On Friday I (Carl Hörberg, the CEO) was going through our list of AWS servers and compared to our records of what we should have. I noticed that we had more servers than we were supposed to. Over the time we've had different way of naming our servers, and when deprovision servers we look for this naming conventions, but one naming convention was missing, so that's why we had too many servers.
So I went in to our deprovision code and changed this code:
insts_old = @ec2.instances.with_tag('Name', "CloudAMQP-#@name-*")
insts_new = @ec2.instances.with_tag('Service', 'CloudAMQP').with_tag('Name', "#@name-*")

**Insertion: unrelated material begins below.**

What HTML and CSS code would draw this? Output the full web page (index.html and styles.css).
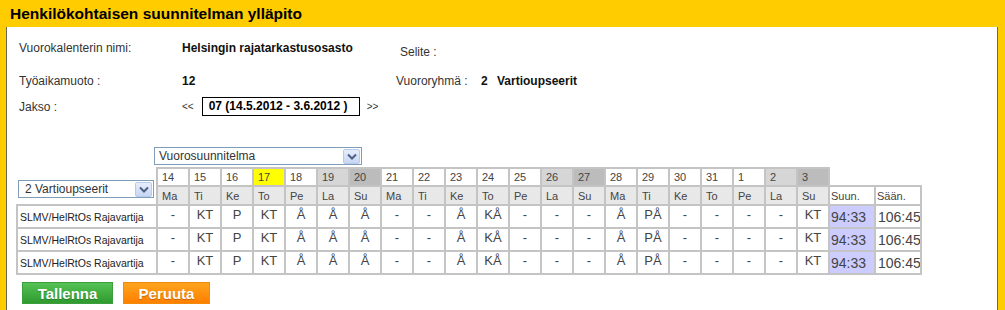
FILE: index.html
```html
<!DOCTYPE html>
<html lang="fi">
<head>
  <meta charset="UTF-8">
  <title>Henkilökohtaisen suunnitelman ylläpito</title>
  <link rel="stylesheet" href="styles.css">
</head>
<body>
  <div class="frame">
    <div class="title">Henkilökohtaisen suunnitelman ylläpito</div>

    <div class="content">
      <div class="info">
        <div class="row first">
          <span class="label">Vuorokalenterin nimi:</span>
          <span class="value">Helsingin rajatarkastusosasto</span>
          <span class="label selite">Selite :</span>
        </div>
        <div class="row second">
          <span class="label">Työaikamuoto :</span>
          <span class="value">12</span>
          <span class="group">
            <span class="label">Vuororyhmä :</span>
            <span class="value group-no">2</span>
            <span class="value group-name">Vartioupseerit</span>
          </span>
        </div>
        <div class="row third">
          <span class="label">Jakso :</span>
          <span class="period">
            <span class="nav-arrow">&lt;&lt;</span>
            <span class="period-box">07 (14.5.2012 - 3.6.2012 )</span>
            <span class="nav-arrow">&gt;&gt;</span>
          </span>
        </div>
      </div>

      <div class="plan-pick">
        <div class="select select-plan">
          <span>Vuorosuunnitelma</span>
          <span class="arrow"><svg width="10" height="7" viewBox="0 0 10 7"><path d="M1 1.5 L5 5.5 L9 1.5" fill="none" stroke="#4d6185" stroke-width="2"/></svg></span>
        </div>
      </div>

      <table class="plan">
        <colgroup>
          <col class="c-name">
          <col span="21" class="c-day">
          <col span="2" class="c-sum">
        </colgroup>
        <tr class="days">
          <td class="pick" rowspan="2">
            <div class="select select-group">
              <span>2 Vartioupseerit</span>
              <span class="arrow"><svg width="10" height="7" viewBox="0 0 10 7"><path d="M1 1.5 L5 5.5 L9 1.5" fill="none" stroke="#4d6185" stroke-width="2"/></svg></span>
            </div>
          </td>
          <td>14</td><td>15</td><td>16</td><td class="today">17</td><td>18</td><td class="sat">19</td><td class="sun">20</td>
          <td>21</td><td>22</td><td>23</td><td>24</td><td>25</td><td class="sat">26</td><td class="sun">27</td>
          <td>28</td><td>29</td><td>30</td><td>31</td><td>1</td><td class="sat">2</td><td class="sun">3</td>
          <td class="blank" colspan="2"></td>
        </tr>
        <tr class="wdays">
          <td>Ma</td><td>Ti</td><td>Ke</td><td>To</td><td>Pe</td><td>La</td><td>Su</td>
          <td>Ma</td><td>Ti</td><td>Ke</td><td>To</td><td>Pe</td><td>La</td><td>Su</td>
          <td>Ma</td><td>Ti</td><td>Ke</td><td>To</td><td>Pe</td><td>La</td><td>Su</td>
          <td class="head">Suun.</td><td class="head">Sään.</td>
        </tr>
        <tr class="data">
          <td class="name">SLMV/HelRtOs Rajavartija</td>
          <td>-</td><td>KT</td><td>P</td><td>KT</td><td>Å</td><td>Å</td><td>Å</td>
          <td>-</td><td>-</td><td>Å</td><td>KÅ</td><td>-</td><td>-</td><td>-</td>
          <td>Å</td><td>PÅ</td><td>-</td><td>-</td><td>-</td><td>-</td><td>KT</td>
          <td class="sum">94:33</td><td class="total">106:45</td>
        </tr>
        <tr class="data">
          <td class="name">SLMV/HelRtOs Rajavartija</td>
          <td>-</td><td>KT</td><td>P</td><td>KT</td><td>Å</td><td>Å</td><td>Å</td>
          <td>-</td><td>-</td><td>Å</td><td>KÅ</td><td>-</td><td>-</td><td>-</td>
          <td>Å</td><td>PÅ</td><td>-</td><td>-</td><td>-</td><td>-</td><td>KT</td>
          <td class="sum">94:33</td><td class="total">106:45</td>
        </tr>
        <tr class="data">
          <td class="name">SLMV/HelRtOs Rajavartija</td>
          <td>-</td><td>KT</td><td>P</td><td>KT</td><td>Å</td><td>Å</td><td>Å</td>
          <td>-</td><td>-</td><td>Å</td><td>KÅ</td><td>-</td><td>-</td><td>-</td>
          <td>Å</td><td>PÅ</td><td>-</td><td>-</td><td>-</td><td>-</td><td>KT</td>
          <td class="sum">94:33</td><td class="total">106:45</td>
        </tr>
      </table>

      <div class="buttons">
        <button class="btn save-btn">Tallenna</button>
        <button class="btn cancel-btn">Peruuta</button>
      </div>
    </div>
  </div>
</body>
</html>
```

FILE: styles.css
```css
body {
    margin: 0;
    font-family: "Liberation Sans", Arial, sans-serif;
    color: #222;
    background: #fff;
}

/* yellow frame */
.frame {
    background: #ffcc00;
    padding: 0 7px 0 6px;
    height: 310px;
    overflow: hidden;
}

.title {
    height: 27px;
    line-height: 27px;
    padding-left: 4px;
    font-size: 15.5px;
    font-weight: bold;
    color: #000;
}

.content {
    background: #fff;
    border-left: 1px solid #6a6a50;
    border-right: 1px solid #6a6a50;
    height: 283px;
    padding-left: 9px;
}

/* info rows */
.info {
    padding-left: 3px;
    padding-top: 12px;
}

.row {
    display: grid;
    grid-template-columns: 163px 214px auto;
    align-items: start;
    line-height: 18px;
    font-size: 12px;
}

.second {
    margin-top: 11px;
}

.third {
    margin-top: 7px;
    align-items: center;
}

.label {
    color: #333;
}

.value {
    font-weight: bold;
    color: #111;
}

.selite {
    padding-left: 4px;
    padding-top: 4px;
}

.group-no {
    margin-left: 10px;
}

.group-name {
    margin-left: 6px;
}

.period {
    display: flex;
    align-items: center;
}

.nav-arrow {
    font-size: 10px;
    color: #333;
}

.period-box {
    margin: 0 7px 0 8px;
    border: 1px solid #000;
    width: 150px;
    height: 17px;
    line-height: 17px;
    padding-left: 6px;
    font-weight: bold;
    color: #000;
}

/* fake selects */
.plan-pick {
    margin-top: 31px;
    padding-left: 138px;
}

.select {
    display: flex;
    justify-content: space-between;
    align-items: center;
    box-sizing: border-box;
    border: 1px solid #7f9db9;
    background: #fff;
    font-size: 12px;
    color: #333;
    padding: 0 1px 0 4px;
}

.select-plan {
    width: 208px;
    height: 18px;
}

.select-group {
    width: 136px;
    height: 18px;
    padding-left: 6px;
}

.arrow {
    display: flex;
    align-items: center;
    justify-content: center;
    width: 15px;
    height: 13px;
    border: 1px solid #b8cbea;
    border-radius: 2px;
    background: linear-gradient(#e6eefc, #c6d6f4);
}

/* plan table */
.plan {
    margin-top: 2px;
    border-collapse: collapse;
    table-layout: fixed;
    width: 905px;
    font-size: 11px;
    color: #444;
}

.c-name { width: 140px; }
.c-day { width: 32px; }
.c-sum { width: 46px; }

.plan td {
    border: 2px solid #c4c4c4;
    padding: 0 0 0 4px;
    white-space: nowrap;
    overflow: hidden;
}

.days td {
    height: 16px;
    background: #fff;
}

.days .sat { background: #d6d6d6; }
.days .sun { background: #bcbcbc; }
.days .today { background: #ffff00; }

.plan .pick {
    border: none;
    background: #fff;
    vertical-align: bottom;
    padding: 0 0 6px 1px;
}

.plan .blank {
    border: none;
    border-bottom: 2px solid #c4c4c4;
}

.wdays td {
    height: 17px;
    background: #e8e8e8;
}

.wdays .head {
    background: #fff;
    padding-left: 1px;
}

.data td {
    height: 21px;
    background: #fff;
    font-size: 13px;
    text-align: center;
    padding: 0;
    vertical-align: top;
    line-height: 18px;
    color: #444;
}

.data .name {
    font-size: 10.5px;
    text-align: left;
    padding-left: 2px;
    vertical-align: middle;
    color: #222;
}

.data .sum {
    background: #ccccff;
    font-size: 14px;
    text-align: left;
    padding-left: 1px;
    vertical-align: middle;
}

.data .total {
    font-size: 14px;
    text-align: left;
    padding-left: 2px;
    vertical-align: middle;
}

/* buttons */
.buttons {
    margin-top: 7px;
    padding-left: 6px;
    display: flex;
    gap: 10px;
}

.btn {
    height: 22px;
    padding: 0;
    font-family: "Liberation Sans", Arial, sans-serif;
    font-size: 15px;
    font-weight: bold;
    color: #fff;
    text-shadow: 0 1px 1px rgba(0,0,0,0.25);
    border: 1px solid;
    cursor: pointer;
}

.save-btn {
    width: 91px;
    background: linear-gradient(#55c255, #2f9a2f);
    border-color: #3d9e3d;
}

.cancel-btn {
    width: 87px;
    background: linear-gradient(#ffa41f, #ff7f00);
    border-color: #f28a0a;
}
```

insts = insts_new.map{ |i| i } + insts_old.map{ |i| i }
to this
insts = [
@ec2.instances.with_tag('Name', "CloudAMQP-#@name0*").to_a,
@ec2.instances.with_tag('Name', "CloudAMQP-#@name-*").to_a,
@ec2.instances.with_tag('Service', 'CloudAMQP').with_tag('Name', "#@name-*").to_a,
].flatten
(The code then terminates all instances found)
So what happened here was the string interpolation with the instance variable shortcut.
irb(main):001:0> @name = 'yadda'
=> "yadda"
irb(main):002:0> "CloudAMQP-#@name0*"
=> "CloudAMQP-*"
It tries to resolve the variable @name0
, which instead returns nil
, in this case with disastrous results.
We will refund 50% of the cluster cost to all affected customers on their next bill.